How do you think the whole licensing situation plays into the current landscape?
The Wesley brothers composed, edited and sold their songs in order to fund the fledgling Methodist mission. Charles used some of the profits to secure funds for his marriage to Sarah Gwynne.
I don't think the issue is so much commerce. A worker is worth his or her pay. Those who compose music for the church as their vocation and occupation should be honored with appropriate remuneration. They should be honored like any other occupation. CCLI is one way that musicians can be paid for their work. It may not be a perfect way. But I don't think it's inherently scurrilous.
Nor do I think it's a secret that the "business" side of CWM (the companies, the distributors, the marketing channels, etc) has, in some cases, reduced the work of church musicianship to narrow and simplistic terms. Again, plenty within the CWM world have raised these issues and are trying to do something about it.

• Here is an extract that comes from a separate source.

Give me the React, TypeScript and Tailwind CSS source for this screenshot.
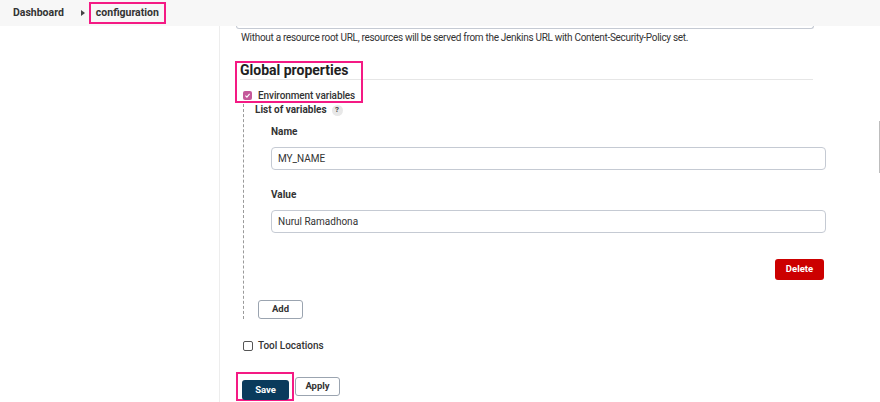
import React from "react"

const font = { fontFamily: 'Roboto, "Liberation Sans", Arial, sans-serif' }

function Check({ checked }: { checked?: boolean }) {
  if (checked) {
    return (
      <span className="flex h-[9px] w-[9px] items-center justify-center rounded-[2px] bg-[#c5589a]">
        <svg viewBox="0 0 10 10" className="h-[7px] w-[7px]">
          <path d="M2 5.2 L4.2 7.3 L8 2.8" fill="none" stroke="white" strokeWidth="1.6" />
        </svg>
      </span>
    )
  }
  return <span className="block h-[10px] w-[10px] rounded-[2px] border border-[#555] bg-white" />
}

export default function App() {
  return (
    <div className="relative h-[402px] w-[880px] overflow-hidden bg-white text-[#333]" style={font}>
      {/* breadcrumb bar */}
      <div className="flex h-[26px] items-center bg-[#f7f7f7] pl-[13px]">
        <span className="text-[10.5px] font-bold leading-[14px] text-[#333]">Dashboard</span>
        <svg viewBox="0 0 4 6" className="ml-[17px] h-[6px] w-[4px]">
          <path d="M0 0 L4 3 L0 6 Z" fill="#444" />
        </svg>
        <span className="ml-[4px] border-2 border-[#f41a84] px-[5px] py-[2px] text-[10.5px] font-bold leading-[14px] text-[#333]">
          configuration
        </span>
      </div>

      <div className="flex h-[376px]">
        <div className="w-[220px] shrink-0 border-r border-[#ededed]" />

        <div className="flex flex-col pl-[16px]">
          <div className="h-[3px] w-[578px] rounded-b-[4px] border-x border-b border-[#c5cad3]" />
          <p className="ml-[5px] mt-[2px] text-[10px] leading-[14px] tracking-[-0.3px]">
            Without a resource root URL, resources will be served from the Jenkins URL with Content-Security-Policy set.
          </p>

          <div className="relative mt-[17px]">
            <div className="absolute left-[-1px] top-[-1px] h-[42px] w-[128px] border-2 border-[#f41a84]" />
            <h2 className="ml-[4px] w-[573px] border-b border-[#e6e6e6] pb-[1px] text-[14px] font-bold leading-[16px] text-[#222]">
              Global properties
            </h2>
            <div className="mt-[11px] flex h-[9px] items-center">
              <span className="ml-[7px]">
                <Check checked />
              </span>
              <span className="ml-[6px] text-[10px] font-medium leading-[12px] tracking-[-0.1px]">Environment variables</span>
            </div>
          </div>

          <div className="ml-[7px] mt-[4px] border-l border-dashed border-[#9a9a9a] pl-[11px]">
            <div className="flex items-center text-[10px] font-bold leading-[12px]">
              List of variables
              <span className="ml-[5px] flex h-[11px] w-[11px] items-center justify-center rounded-full bg-[#e8e8e8] text-[8px] font-bold text-[#444]">
                ?
              </span>
            </div>

            <div className="pl-[16px]">
              <div className="mt-[10px] text-[10px] font-bold leading-[12px]">Name</div>
              <div className="mt-[9px] flex h-[23px] w-[555px] items-center rounded-[4px] border border-[#c5cad3] pl-[6px] text-[10px]">
                MY_NAME
              </div>
              <div className="mt-[19px] text-[10px] font-bold leading-[12px]">Value</div>
              <div className="mt-[9px] flex h-[23px] w-[555px] items-center rounded-[4px] border border-[#c5cad3] pl-[6px] text-[10px]">
                Nurul Ramadhona
              </div>
              <div className="mt-[26px] flex w-[555px] justify-end pr-[2px]">
                <button className="h-[21px] w-[49px] rounded-[3px] bg-[#cc0000] text-[9.5px] font-bold text-white">
                  Delete
                </button>
              </div>
            </div>

            <button className="ml-[3px] mt-[20px] block h-[19px] w-[45px] rounded-[3px] border border-[#9ba4b0] bg-white text-[9.5px] font-bold text-[#333]">
              Add
            </button>
          </div>

          <div className="mt-[22px] flex h-[10px] items-center">
            <span className="ml-[7px]">
              <Check />
            </span>
            <span className="ml-[5px] text-[10px] font-medium leading-[12px]">Tool Locations</span>
          </div>

          <div className="mt-[25px] flex items-start">
            <div className="relative ml-[6px]">
              <div className="absolute left-[-6px] top-[-4px] h-[29px] w-[58px] border-2 border-[#f41a84]" />
              <button className="relative h-[20px] w-[47px] rounded-[3px] bg-[#0a3b5c] text-[9.5px] font-bold text-white">
                Save
              </button>
            </div>
            <button className="ml-[6px] mt-[1px] h-[19px] w-[45px] rounded-[3px] border border-[#9ba4b0] bg-white text-[9.5px] font-bold text-[#333]">
              Apply
            </button>
          </div>
        </div>
      </div>

      <div className="absolute right-0 top-[121px] h-[52px] w-px bg-[#bdbdbd]" />
    </div>
  )
}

What to do? One thing you can do is support the songwriters in your congregation. Ask them how you can support them practically. Remember that to write a good song takes hours and hours, lots of energy, and resources. "Good don't come cheap." Perhaps you can find folks in your congregation who would be willing to patronize the songwriters in your community and help them, over time, to produce new songs for your corporate worship.
What else? Pray for those who do work in the CWM world. Pray for those who run the business side; I'm sure they wouldn't mind. Pray for good connections to be made across the community of songwriters. And pray for those who write about it, both at the popular and academic level, that we would discover sensible ways to encourage healthy habits across the landscape of contemporary worship music.
I think if we committed to this kind of prayer, much good might come from it.
Yes, Bob Kauflin. Thanks for seeking to be circumspect in your thoughts and comments. Grateful that the future of the church doesn't depend on the success or demise of contemporary liturgical songwriting (nice phrase).